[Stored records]
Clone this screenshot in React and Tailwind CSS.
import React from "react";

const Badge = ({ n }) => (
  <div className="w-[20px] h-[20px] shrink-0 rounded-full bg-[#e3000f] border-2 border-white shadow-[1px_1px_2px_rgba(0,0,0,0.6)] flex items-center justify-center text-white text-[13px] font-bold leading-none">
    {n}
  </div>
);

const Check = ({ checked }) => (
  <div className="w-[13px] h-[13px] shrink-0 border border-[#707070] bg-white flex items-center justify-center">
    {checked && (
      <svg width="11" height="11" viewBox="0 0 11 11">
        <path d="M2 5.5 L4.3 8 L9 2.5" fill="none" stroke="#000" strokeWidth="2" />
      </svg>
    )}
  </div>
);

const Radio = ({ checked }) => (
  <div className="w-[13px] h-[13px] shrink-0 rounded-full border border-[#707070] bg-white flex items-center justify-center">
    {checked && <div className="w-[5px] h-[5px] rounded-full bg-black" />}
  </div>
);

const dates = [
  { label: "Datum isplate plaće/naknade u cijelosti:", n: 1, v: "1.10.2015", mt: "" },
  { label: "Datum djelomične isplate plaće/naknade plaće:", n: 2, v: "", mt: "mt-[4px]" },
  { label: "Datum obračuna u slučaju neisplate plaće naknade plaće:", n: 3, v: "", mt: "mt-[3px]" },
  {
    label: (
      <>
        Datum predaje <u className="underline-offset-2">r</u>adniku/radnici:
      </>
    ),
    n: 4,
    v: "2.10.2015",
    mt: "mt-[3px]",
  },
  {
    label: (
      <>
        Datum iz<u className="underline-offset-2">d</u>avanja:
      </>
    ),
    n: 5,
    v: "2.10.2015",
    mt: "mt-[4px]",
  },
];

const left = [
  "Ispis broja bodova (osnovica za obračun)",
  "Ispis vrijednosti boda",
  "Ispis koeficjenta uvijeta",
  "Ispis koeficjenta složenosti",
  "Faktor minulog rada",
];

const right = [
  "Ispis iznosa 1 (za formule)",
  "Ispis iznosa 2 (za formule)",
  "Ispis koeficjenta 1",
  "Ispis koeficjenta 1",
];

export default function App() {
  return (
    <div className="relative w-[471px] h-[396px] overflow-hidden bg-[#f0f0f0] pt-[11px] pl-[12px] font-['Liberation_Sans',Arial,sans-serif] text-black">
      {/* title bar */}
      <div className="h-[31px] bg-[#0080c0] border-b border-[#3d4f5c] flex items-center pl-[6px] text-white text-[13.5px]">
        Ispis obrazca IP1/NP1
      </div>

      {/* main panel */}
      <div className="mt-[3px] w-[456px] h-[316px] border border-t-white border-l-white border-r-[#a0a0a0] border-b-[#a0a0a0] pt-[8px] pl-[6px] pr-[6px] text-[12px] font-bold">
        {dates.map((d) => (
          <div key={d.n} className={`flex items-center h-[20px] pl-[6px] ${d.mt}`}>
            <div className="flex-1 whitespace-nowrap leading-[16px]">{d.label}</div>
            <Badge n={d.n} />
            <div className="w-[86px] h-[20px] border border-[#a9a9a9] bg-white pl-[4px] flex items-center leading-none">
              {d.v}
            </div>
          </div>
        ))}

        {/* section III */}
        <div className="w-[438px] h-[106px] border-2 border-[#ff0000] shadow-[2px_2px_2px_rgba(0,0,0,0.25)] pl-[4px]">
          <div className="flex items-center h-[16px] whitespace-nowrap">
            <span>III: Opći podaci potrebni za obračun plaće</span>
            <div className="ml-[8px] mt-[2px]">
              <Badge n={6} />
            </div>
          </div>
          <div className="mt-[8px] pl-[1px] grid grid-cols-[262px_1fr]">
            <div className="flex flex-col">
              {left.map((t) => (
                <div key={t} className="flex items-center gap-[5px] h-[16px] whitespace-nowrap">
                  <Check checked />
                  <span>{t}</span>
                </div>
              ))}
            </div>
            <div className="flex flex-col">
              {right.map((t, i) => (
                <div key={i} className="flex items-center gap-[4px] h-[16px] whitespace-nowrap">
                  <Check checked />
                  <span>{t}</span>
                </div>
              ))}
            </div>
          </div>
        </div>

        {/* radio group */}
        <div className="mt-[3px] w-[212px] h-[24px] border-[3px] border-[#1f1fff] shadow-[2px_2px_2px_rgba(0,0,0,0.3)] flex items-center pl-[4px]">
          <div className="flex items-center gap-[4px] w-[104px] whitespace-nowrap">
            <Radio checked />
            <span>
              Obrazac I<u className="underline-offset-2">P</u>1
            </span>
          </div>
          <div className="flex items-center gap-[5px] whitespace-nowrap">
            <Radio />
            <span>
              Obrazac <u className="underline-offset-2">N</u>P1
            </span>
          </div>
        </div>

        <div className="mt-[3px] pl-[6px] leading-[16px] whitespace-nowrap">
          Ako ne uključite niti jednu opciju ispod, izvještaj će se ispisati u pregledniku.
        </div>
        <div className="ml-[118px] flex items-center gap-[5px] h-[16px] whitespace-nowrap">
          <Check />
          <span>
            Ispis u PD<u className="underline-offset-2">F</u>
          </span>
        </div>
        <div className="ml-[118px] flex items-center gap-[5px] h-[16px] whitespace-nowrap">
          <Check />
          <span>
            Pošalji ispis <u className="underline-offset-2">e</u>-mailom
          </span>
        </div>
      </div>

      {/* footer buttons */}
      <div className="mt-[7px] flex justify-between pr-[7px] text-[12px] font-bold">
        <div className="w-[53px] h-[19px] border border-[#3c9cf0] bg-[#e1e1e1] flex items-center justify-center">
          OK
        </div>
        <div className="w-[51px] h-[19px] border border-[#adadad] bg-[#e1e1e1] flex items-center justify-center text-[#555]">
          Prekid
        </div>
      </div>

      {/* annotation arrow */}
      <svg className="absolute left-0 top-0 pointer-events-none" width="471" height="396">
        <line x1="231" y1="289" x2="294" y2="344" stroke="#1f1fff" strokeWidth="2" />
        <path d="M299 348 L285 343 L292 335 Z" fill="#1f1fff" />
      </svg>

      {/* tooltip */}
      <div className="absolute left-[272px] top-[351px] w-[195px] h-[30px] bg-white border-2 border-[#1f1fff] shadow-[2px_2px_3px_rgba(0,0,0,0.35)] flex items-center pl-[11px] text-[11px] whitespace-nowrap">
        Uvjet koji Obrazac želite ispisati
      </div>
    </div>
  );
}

---

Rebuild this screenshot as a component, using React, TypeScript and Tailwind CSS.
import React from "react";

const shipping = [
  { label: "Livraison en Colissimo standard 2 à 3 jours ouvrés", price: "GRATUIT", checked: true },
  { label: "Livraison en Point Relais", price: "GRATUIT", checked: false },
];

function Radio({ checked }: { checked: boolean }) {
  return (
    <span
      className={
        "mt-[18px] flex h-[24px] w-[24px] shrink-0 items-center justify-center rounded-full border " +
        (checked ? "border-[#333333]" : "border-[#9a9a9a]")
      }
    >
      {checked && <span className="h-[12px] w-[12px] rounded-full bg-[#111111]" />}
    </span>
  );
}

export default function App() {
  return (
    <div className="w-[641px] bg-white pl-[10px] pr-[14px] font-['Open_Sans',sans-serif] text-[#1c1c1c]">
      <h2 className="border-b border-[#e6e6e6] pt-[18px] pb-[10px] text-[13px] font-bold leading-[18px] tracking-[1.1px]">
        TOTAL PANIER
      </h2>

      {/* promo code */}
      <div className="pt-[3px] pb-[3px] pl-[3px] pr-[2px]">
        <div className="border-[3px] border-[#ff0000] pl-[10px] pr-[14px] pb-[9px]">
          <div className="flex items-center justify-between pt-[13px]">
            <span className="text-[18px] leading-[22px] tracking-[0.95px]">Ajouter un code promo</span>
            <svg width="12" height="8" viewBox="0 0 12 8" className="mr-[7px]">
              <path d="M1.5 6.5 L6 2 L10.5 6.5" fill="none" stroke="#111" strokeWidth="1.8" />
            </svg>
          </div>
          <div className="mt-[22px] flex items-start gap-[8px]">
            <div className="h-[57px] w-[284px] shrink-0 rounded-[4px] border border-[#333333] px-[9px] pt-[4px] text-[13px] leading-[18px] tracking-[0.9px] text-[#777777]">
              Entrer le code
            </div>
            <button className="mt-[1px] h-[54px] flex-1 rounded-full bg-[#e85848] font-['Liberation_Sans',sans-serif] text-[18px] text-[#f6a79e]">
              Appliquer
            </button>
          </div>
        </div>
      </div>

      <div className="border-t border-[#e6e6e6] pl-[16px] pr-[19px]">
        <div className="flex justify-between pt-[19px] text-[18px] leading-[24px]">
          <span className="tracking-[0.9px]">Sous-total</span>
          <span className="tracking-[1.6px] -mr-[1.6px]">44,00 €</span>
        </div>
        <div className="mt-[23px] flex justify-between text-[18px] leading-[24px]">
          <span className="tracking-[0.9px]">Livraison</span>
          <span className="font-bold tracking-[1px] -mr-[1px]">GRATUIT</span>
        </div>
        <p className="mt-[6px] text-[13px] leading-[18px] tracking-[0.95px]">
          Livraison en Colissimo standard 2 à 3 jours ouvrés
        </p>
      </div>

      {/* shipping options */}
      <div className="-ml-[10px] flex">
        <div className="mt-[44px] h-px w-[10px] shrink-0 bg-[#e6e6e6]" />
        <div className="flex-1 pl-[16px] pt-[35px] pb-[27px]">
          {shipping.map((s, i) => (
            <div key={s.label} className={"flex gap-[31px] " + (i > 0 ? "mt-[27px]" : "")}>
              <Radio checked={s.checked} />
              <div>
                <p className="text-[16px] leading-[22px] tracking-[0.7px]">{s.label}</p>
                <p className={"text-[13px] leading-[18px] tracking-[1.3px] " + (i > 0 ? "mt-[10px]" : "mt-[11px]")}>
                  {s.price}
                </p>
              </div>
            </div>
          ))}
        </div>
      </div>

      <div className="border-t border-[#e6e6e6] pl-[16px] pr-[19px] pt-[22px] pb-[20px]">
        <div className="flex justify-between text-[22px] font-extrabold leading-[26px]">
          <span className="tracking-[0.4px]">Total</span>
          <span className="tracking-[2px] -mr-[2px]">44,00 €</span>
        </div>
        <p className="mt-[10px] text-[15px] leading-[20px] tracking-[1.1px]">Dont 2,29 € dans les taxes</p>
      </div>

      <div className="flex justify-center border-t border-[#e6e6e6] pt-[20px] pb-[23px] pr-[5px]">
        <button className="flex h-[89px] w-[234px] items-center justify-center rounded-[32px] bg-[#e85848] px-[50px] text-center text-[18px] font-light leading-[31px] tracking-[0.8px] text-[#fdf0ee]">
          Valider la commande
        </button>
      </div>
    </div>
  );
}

# GOAL
Copy out every line where the word "React" occurs.

# TASK OUTPUT
Clone this screenshot in React and Tailwind CSS.
import React from "react";
Rebuild this screenshot as a component, using React, TypeScript and Tailwind CSS.
import React from "react";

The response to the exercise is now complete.